Marvel Comics, one of the world's leading publishers and home to heroes such as Spider-Man and Captain America, will stay on the path of including more women and minorities as leading characters.
Sana Amanat, director of content and character development with Marvel Entertainment, tells The Straits Times that "we've always been inclusive, but more so now because a third of our editorial base is female".
Her comment comes in the wake of recent commentaries on pop culture websites which claim that diversity is a "turn-off" for the majority of comic book readers who, in the United States, remain white males.
They blame the slowdown in comic book sales, which peaked two decades ago, in part on the increasing number of non-white and female superheroes.
Marvel is simply grounding its universe in reality and, by doing so, should find a larger audience, says Amanat, 34. "How do you ignore 50 per cent of the world's population? Also, I want to work on content I am interested in."
The Pakistani-American Muslim was in Singapore last week to speak at the Asia TV Forum and Market.
She is the co-creator of superheroine Ms Marvel, Marvel's first Muslim character to have a dedicated comic book series. An otherwise normal teen, Kamala Khan has polymorph power - she can change her shape at will.
Since its launch in 2014, the title has thrived, says Amanat. Other superheroes that have been created in Marvel's diversity push include Amadeus Cho, a Korean-American whose alter-ego is The Hulk.
Marvel also employs a number of freelance artists in South-east Asia.
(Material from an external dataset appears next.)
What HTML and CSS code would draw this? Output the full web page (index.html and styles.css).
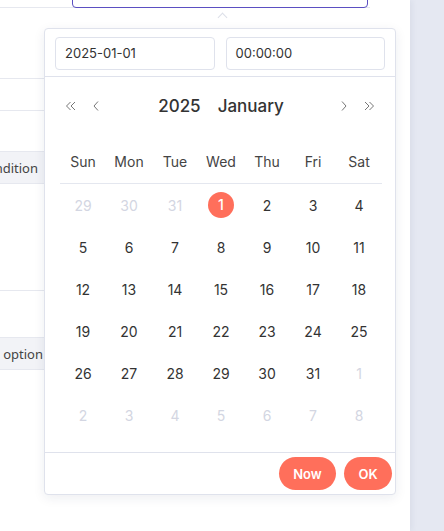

They include Singapore's Sonny Liew, who worked on Marvel titles such as Marvel Adventures Spider-Man (2009). Liew is the creator of the award-winning graphic novel The Art Of Charlie Chan Hock Chye (2015).
Amanat spoke out against the trend of Internet trolls who harass women who enjoy or create content in "nerd culture" areas such as video games, comics and science fiction. These men claim that women lack knowledge and dedication and are doing it only for attention.
She says that she finds the phenomenon of angry men trying to shut down other voices "a little frustrating".
Stifling women suffocates good ideas, she says. "The more outside perspectives and different points of view that you have, the ideas get better and the stories get better."
The bullies and harassers are "doing the industry a disservice", she adds.
"I don't know why they are so threatened. There will always be a predominance of white male characters at the forefront of any big pop cultural event. That's the way of the world, that's where it started."